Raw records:
* BEGIN *
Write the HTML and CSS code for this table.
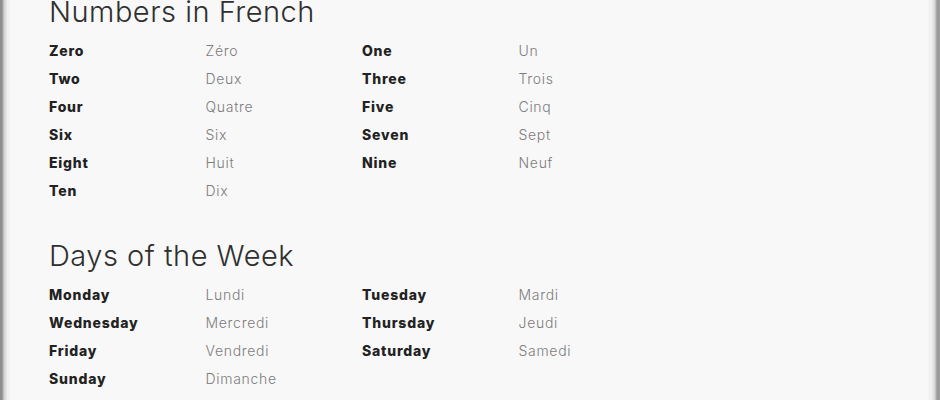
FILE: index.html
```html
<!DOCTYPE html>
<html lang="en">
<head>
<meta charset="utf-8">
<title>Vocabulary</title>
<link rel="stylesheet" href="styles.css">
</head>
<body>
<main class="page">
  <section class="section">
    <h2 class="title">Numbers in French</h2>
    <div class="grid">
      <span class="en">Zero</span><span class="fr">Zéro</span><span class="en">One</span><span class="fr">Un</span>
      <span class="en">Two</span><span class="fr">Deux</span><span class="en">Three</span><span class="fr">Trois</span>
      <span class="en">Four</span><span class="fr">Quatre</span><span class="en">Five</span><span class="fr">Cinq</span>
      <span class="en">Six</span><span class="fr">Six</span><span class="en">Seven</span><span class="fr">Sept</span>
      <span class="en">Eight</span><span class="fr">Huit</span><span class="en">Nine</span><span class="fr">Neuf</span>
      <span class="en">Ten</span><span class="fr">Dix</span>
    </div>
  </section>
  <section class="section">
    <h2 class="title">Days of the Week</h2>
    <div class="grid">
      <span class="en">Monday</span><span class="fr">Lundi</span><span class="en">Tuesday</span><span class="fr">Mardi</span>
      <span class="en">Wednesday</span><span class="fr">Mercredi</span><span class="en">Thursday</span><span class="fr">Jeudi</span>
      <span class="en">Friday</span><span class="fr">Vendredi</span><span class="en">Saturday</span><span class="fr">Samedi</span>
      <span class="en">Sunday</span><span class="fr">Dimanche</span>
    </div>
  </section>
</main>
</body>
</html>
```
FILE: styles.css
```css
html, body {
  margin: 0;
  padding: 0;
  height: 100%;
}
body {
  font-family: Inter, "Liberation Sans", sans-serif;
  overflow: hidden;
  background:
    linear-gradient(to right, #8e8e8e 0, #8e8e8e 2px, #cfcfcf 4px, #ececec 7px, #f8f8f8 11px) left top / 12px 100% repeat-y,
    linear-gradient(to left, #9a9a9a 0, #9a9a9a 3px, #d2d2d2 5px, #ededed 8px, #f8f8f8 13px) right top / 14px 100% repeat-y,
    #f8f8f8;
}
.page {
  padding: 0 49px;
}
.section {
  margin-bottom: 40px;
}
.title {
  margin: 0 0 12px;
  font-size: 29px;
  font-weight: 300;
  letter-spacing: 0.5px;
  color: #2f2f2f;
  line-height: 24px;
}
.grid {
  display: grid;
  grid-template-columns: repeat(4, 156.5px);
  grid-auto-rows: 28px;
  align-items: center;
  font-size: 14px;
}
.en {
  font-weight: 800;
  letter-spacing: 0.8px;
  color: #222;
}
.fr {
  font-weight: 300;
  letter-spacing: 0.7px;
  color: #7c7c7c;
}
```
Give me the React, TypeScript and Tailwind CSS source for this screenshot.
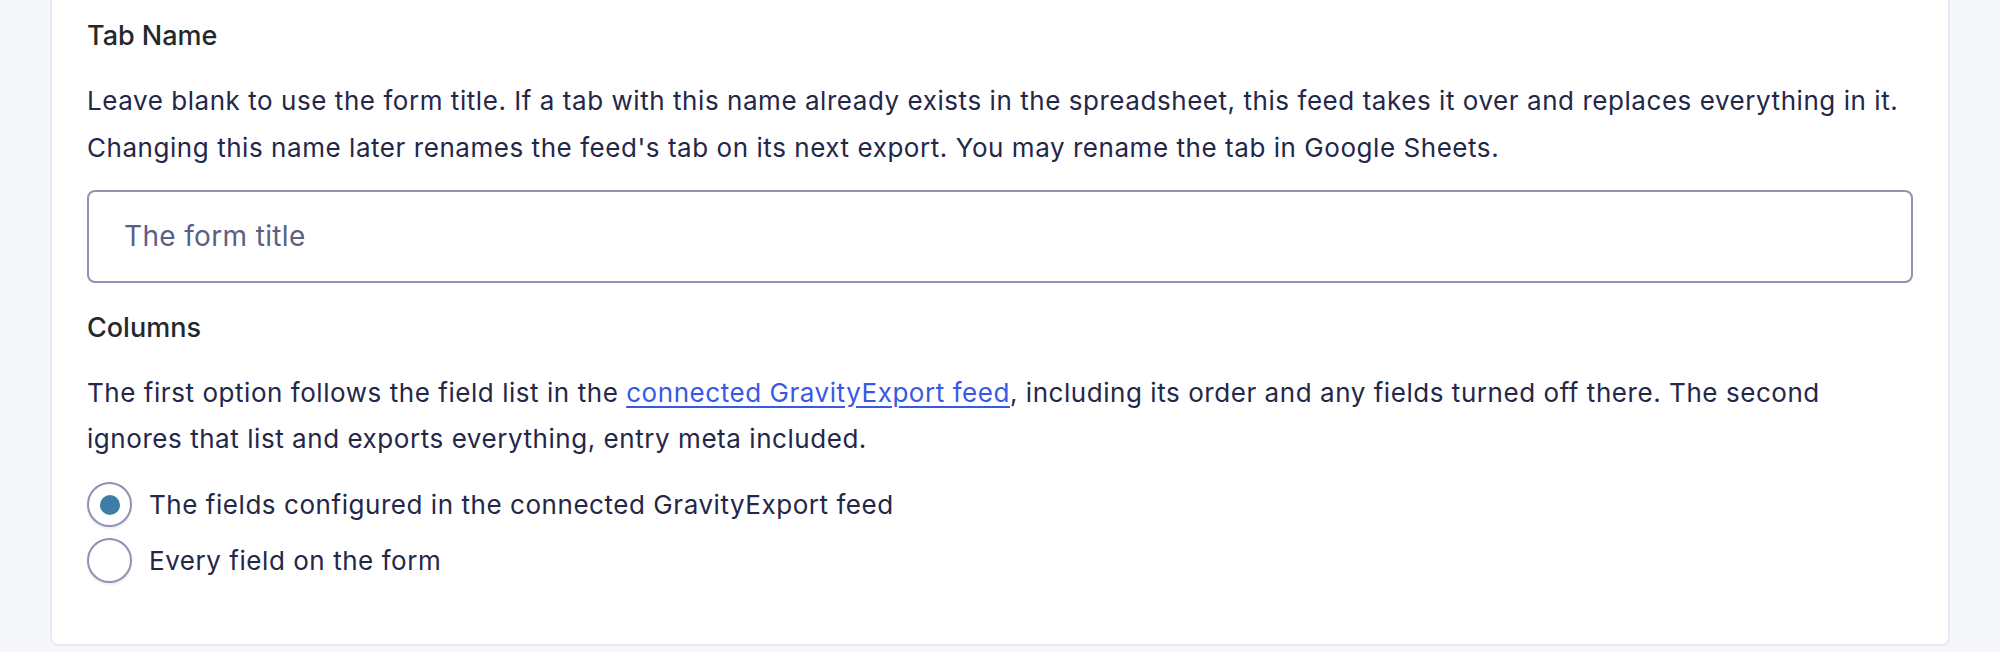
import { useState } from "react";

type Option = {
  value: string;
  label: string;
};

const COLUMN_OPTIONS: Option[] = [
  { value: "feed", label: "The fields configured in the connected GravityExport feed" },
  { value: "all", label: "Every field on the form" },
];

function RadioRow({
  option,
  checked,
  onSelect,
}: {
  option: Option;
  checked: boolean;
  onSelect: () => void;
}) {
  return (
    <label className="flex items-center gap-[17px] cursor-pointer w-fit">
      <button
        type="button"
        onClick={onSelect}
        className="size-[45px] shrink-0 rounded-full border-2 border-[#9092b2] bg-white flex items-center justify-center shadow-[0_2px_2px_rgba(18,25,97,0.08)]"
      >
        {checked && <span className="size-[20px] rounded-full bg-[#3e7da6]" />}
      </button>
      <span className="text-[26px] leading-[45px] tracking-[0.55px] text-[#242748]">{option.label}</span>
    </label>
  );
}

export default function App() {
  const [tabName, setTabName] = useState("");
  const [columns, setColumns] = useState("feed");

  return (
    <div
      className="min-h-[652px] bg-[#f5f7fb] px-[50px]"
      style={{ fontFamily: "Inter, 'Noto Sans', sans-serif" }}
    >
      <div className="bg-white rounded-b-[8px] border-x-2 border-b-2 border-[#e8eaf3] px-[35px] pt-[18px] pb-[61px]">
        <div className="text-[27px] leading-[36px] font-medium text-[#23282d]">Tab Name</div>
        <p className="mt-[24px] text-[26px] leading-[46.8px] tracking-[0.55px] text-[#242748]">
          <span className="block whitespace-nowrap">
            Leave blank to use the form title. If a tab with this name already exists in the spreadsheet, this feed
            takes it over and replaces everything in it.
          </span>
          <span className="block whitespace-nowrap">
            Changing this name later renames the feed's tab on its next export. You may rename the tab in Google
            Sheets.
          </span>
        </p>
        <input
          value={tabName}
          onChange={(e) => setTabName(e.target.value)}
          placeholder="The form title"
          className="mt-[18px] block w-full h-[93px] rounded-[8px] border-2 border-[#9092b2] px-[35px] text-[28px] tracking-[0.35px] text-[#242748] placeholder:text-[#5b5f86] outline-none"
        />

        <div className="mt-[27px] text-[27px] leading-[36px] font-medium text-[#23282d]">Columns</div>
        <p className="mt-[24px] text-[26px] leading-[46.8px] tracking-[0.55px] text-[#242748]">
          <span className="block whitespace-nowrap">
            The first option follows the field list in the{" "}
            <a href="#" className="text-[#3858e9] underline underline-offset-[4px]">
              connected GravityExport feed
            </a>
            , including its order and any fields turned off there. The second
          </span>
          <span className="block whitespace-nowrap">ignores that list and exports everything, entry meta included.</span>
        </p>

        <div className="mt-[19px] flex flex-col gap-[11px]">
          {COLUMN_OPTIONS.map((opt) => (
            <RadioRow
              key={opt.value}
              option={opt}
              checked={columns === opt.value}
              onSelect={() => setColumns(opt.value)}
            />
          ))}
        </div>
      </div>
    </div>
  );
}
* END *
[Task prompt]
Write the lines above out again exactly, without any of their pictures.

[Completed task]
Write the HTML and CSS code for this table.
FILE: index.html
```html
<!DOCTYPE html>
<html lang="en">
<head>
<meta charset="utf-8">
<title>Vocabulary</title>
<link rel="stylesheet" href="styles.css">
</head>
<body>
<main class="page">
  <section class="section">
    <h2 class="title">Numbers in French</h2>
    <div class="grid">
      <span class="en">Zero</span><span class="fr">Zéro</span><span class="en">One</span><span class="fr">Un</span>
      <span class="en">Two</span><span class="fr">Deux</span><span class="en">Three</span><span class="fr">Trois</span>
      <span class="en">Four</span><span class="fr">Quatre</span><span class="en">Five</span><span class="fr">Cinq</span>
      <span class="en">Six</span><span class="fr">Six</span><span class="en">Seven</span><span class="fr">Sept</span>
      <span class="en">Eight</span><span class="fr">Huit</span><span class="en">Nine</span><span class="fr">Neuf</span>
      <span class="en">Ten</span><span class="fr">Dix</span>
    </div>
  </section>
  <section class="section">
    <h2 class="title">Days of the Week</h2>
    <div class="grid">
      <span class="en">Monday</span><span class="fr">Lundi</span><span class="en">Tuesday</span><span class="fr">Mardi</span>
      <span class="en">Wednesday</span><span class="fr">Mercredi</span><span class="en">Thursday</span><span class="fr">Jeudi</span>
      <span class="en">Friday</span><span class="fr">Vendredi</span><span class="en">Saturday</span><span class="fr">Samedi</span>
      <span class="en">Sunday</span><span class="fr">Dimanche</span>
    </div>
  </section>
</main>
</body>
</html>
```
FILE: styles.css
```css
html, body {
  margin: 0;
  padding: 0;
  height: 100%;
}
body {
  font-family: Inter, "Liberation Sans", sans-serif;
  overflow: hidden;
  background:
    linear-gradient(to right, #8e8e8e 0, #8e8e8e 2px, #cfcfcf 4px, #ececec 7px, #f8f8f8 11px) left top / 12px 100% repeat-y,
    linear-gradient(to left, #9a9a9a 0, #9a9a9a 3px, #d2d2d2 5px, #ededed 8px, #f8f8f8 13px) right top / 14px 100% repeat-y,
    #f8f8f8;
}
.page {
  padding: 0 49px;
}
.section {
  margin-bottom: 40px;
}
.title {
  margin: 0 0 12px;
  font-size: 29px;
  font-weight: 300;
  letter-spacing: 0.5px;
  color: #2f2f2f;
  line-height: 24px;
}
.grid {
  display: grid;
  grid-template-columns: repeat(4, 156.5px);
  grid-auto-rows: 28px;
  align-items: center;
  font-size: 14px;
}
.en {
  font-weight: 800;
  letter-spacing: 0.8px;
  color: #222;
}
.fr {
  font-weight: 300;
  letter-spacing: 0.7px;
  color: #7c7c7c;
}
```
Give me the React, TypeScript and Tailwind CSS source for this screenshot.
import { useState } from "react";

type Option = {
  value: string;
  label: string;
};

const COLUMN_OPTIONS: Option[] = [
  { value: "feed", label: "The fields configured in the connected GravityExport feed" },
  { value: "all", label: "Every field on the form" },
];

function RadioRow({
  option,
  checked,
  onSelect,
}: {
  option: Option;
  checked: boolean;
  onSelect: () => void;
}) {
  return (
    <label className="flex items-center gap-[17px] cursor-pointer w-fit">
      <button
        type="button"
        onClick={onSelect}
        className="size-[45px] shrink-0 rounded-full border-2 border-[#9092b2] bg-white flex items-center justify-center shadow-[0_2px_2px_rgba(18,25,97,0.08)]"
      >
        {checked && <span className="size-[20px] rounded-full bg-[#3e7da6]" />}
      </button>
      <span className="text-[26px] leading-[45px] tracking-[0.55px] text-[#242748]">{option.label}</span>
    </label>
  );
}

export default function App() {
  const [tabName, setTabName] = useState("");
  const [columns, setColumns] = useState("feed");

  return (
    <div
      className="min-h-[652px] bg-[#f5f7fb] px-[50px]"
      style={{ fontFamily: "Inter, 'Noto Sans', sans-serif" }}
    >
      <div className="bg-white rounded-b-[8px] border-x-2 border-b-2 border-[#e8eaf3] px-[35px] pt-[18px] pb-[61px]">
        <div className="text-[27px] leading-[36px] font-medium text-[#23282d]">Tab Name</div>
        <p className="mt-[24px] text-[26px] leading-[46.8px] tracking-[0.55px] text-[#242748]">
          <span className="block whitespace-nowrap">
            Leave blank to use the form title. If a tab with this name already exists in the spreadsheet, this feed
            takes it over and replaces everything in it.
          </span>
          <span className="block whitespace-nowrap">
            Changing this name later renames the feed's tab on its next export. You may rename the tab in Google
            Sheets.
          </span>
        </p>
        <input
          value={tabName}
          onChange={(e) => setTabName(e.target.value)}
          placeholder="The form title"
          className="mt-[18px] block w-full h-[93px] rounded-[8px] border-2 border-[#9092b2] px-[35px] text-[28px] tracking-[0.35px] text-[#242748] placeholder:text-[#5b5f86] outline-none"
        />

        <div className="mt-[27px] text-[27px] leading-[36px] font-medium text-[#23282d]">Columns</div>
        <p className="mt-[24px] text-[26px] leading-[46.8px] tracking-[0.55px] text-[#242748]">
          <span className="block whitespace-nowrap">
            The first option follows the field list in the{" "}
            <a href="#" className="text-[#3858e9] underline underline-offset-[4px]">
              connected GravityExport feed
            </a>
            , including its order and any fields turned off there. The second
          </span>
          <span className="block whitespace-nowrap">ignores that list and exports everything, entry meta included.</span>
        </p>

        <div className="mt-[19px] flex flex-col gap-[11px]">
          {COLUMN_OPTIONS.map((opt) => (
            <RadioRow
              key={opt.value}
              option={opt}
              checked={columns === opt.value}
              onSelect={() => setColumns(opt.value)}
            />
          ))}
        </div>
      </div>
    </div>
  );
}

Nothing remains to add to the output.